- ライフスタイル
- 2020.05.18
葉山に豊かな暮らしを訪ねて①
撮影=大泉省吾
文協力=神﨑典子
神奈川県三浦半島の北西部に位置する葉山エリアは、温暖な気候から保養地として脚光を浴び、高級別荘地として発展してきた。その一方で、海と山に囲まれた昔ながらのオーガニックライフの光景が残る場所でもある。自然豊かな葉山に自らの心と体の居場所を見つけた二人の女性を訪ねた。

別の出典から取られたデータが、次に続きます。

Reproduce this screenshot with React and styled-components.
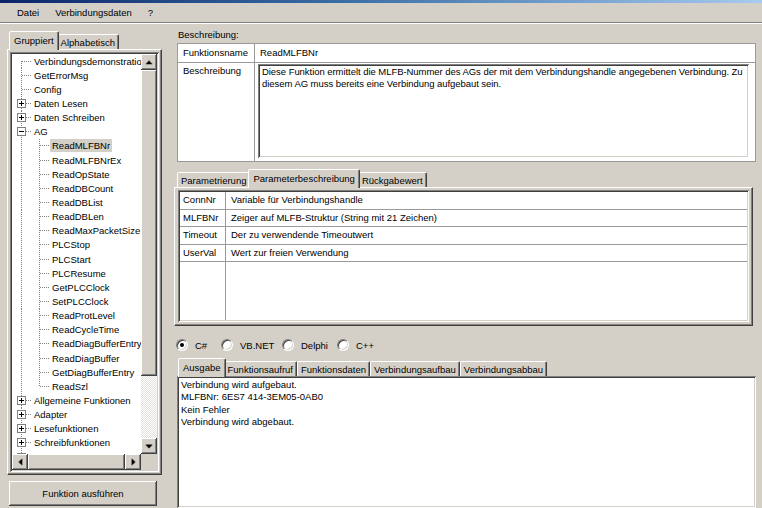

ここは、目に見えないものに心を向け、形にならないものを感じることができる場所
――広田千悦子
縁側に座って庭を眺めていると、風に乗って遠く波の音が聞こえてくる。深呼吸すると、先ほどまで降っていた雨に濡れた草木や土の香りに満たされる。山に雨が降り川に流れ込み、海へ注いでまた雨になる……そんな当たり前だけれども忘れがちな自然の巡りを、山から海まで歩いて10 分ほどのこの地で体感しながら、広田さんは暮らしている。25 年前、葉山への移住を決めたのは、この地を訪れたときに見た光景がきっかけだった。「その日は曇りでしたが、一瞬、雲の切れ間からスポットライトのように光が海面に差し込みました。” 天使の梯子” と呼ばれるその光景の神々しさ、息を呑むほどの美しさが今でも忘れられません」。
葉山での時間は、形にならない大切な物事を感じる暮らしだと広田さんはいう。「四季を彩る花を飾ったり、旬のものをいただいたり、季節の行事や習わしを大切にしたり。日本では昔から当たり前に行われてきたことを、ここにくるまで忘れていました。歳時記をもっと学びたいと思うようになり、今も学びの最中です。奥が深すぎて終わりがありません」。
自宅の程近くに立つアトリエ「秋谷四季」がそんな広田さんの学びの場。海の見える縁側、シンボルツリーの大楠、苔むした庭、季節の草花――その一つ一つに気づきがある。「花をしつらえるとき、美しさを愛でるという気持ちだけではなく、草花に宿る力をいただいているという想いを抱きます。草花の命に気持ちを向ける、しっかりと見る、少しだけ手をかけるなど、些細なことに感覚を働かせること。目には見えないかもしれない、形にもならないかもしれない。でも私を包みこんでいるすべての自然と気持ちのやり取りをしながら、この地で私なりに”日本の和” ”日本の歳時記” を掘り下げていきたいのです」。
ひろた・ちえこ
日本の文化・歳時記研究家。自宅近くにスタジオ兼アトリエを構え、暮らしの中から歳時記や暦、四季などを探究。新聞、雑誌などにエッセイを発表するほか、著書も多数。